Creating a new way of thinking about a social challenge or promoting an innovative approach takes time to germinate. That development time is called "field-building." The Annie E. Casey Foundation nurtured its Center for Working Families (CWF) model through trial, error and partnerships while intentionally moving this “one-stop shopping” idea forward and encouraging a national approach to take shape, now known as the Working Families Success Network.

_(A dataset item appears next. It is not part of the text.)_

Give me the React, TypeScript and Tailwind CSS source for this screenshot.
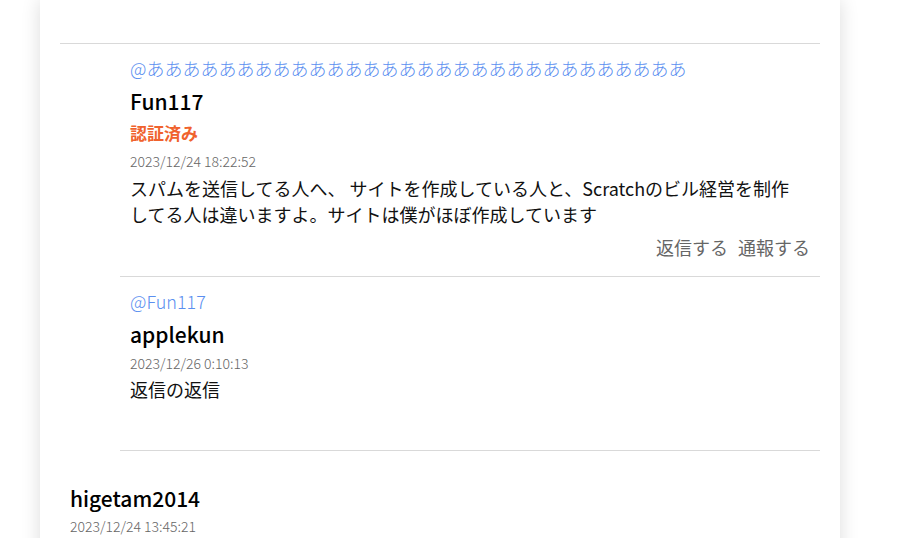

That creation of a new philanthropic field, in all its iterations, is the subject of this report. 

November 15, 2013

In This Report, You’ll Learn

  1. 1

    What “field-building” means in the philanthropic world.

  2. 2

    How Casey’s Center for Working Families got its start.

  3. 3

    Which major partners joined the “one-stop shopping” movement.

  4. 4

    Why national branding was necessary.

  1. 5

    Lessons learned from the Working Families Success Network.

Key Takeaway

Field-building takes timing, partners, strategies and more

Field-building, the role of creating a new approach or strategy, is dependent on a number of important factors, including timing within a larger societal and policy context, and recognizing that philanthropic strategies have life cycles. Field-building requires a new way of thinking within the nonprofit community. It relies on assembling networks of partners, funders and supporters. In addition, it must focus on changing how systems operate. Having these factors work together over an extended period is a major challenge, but it’s the basic requirement for building a field.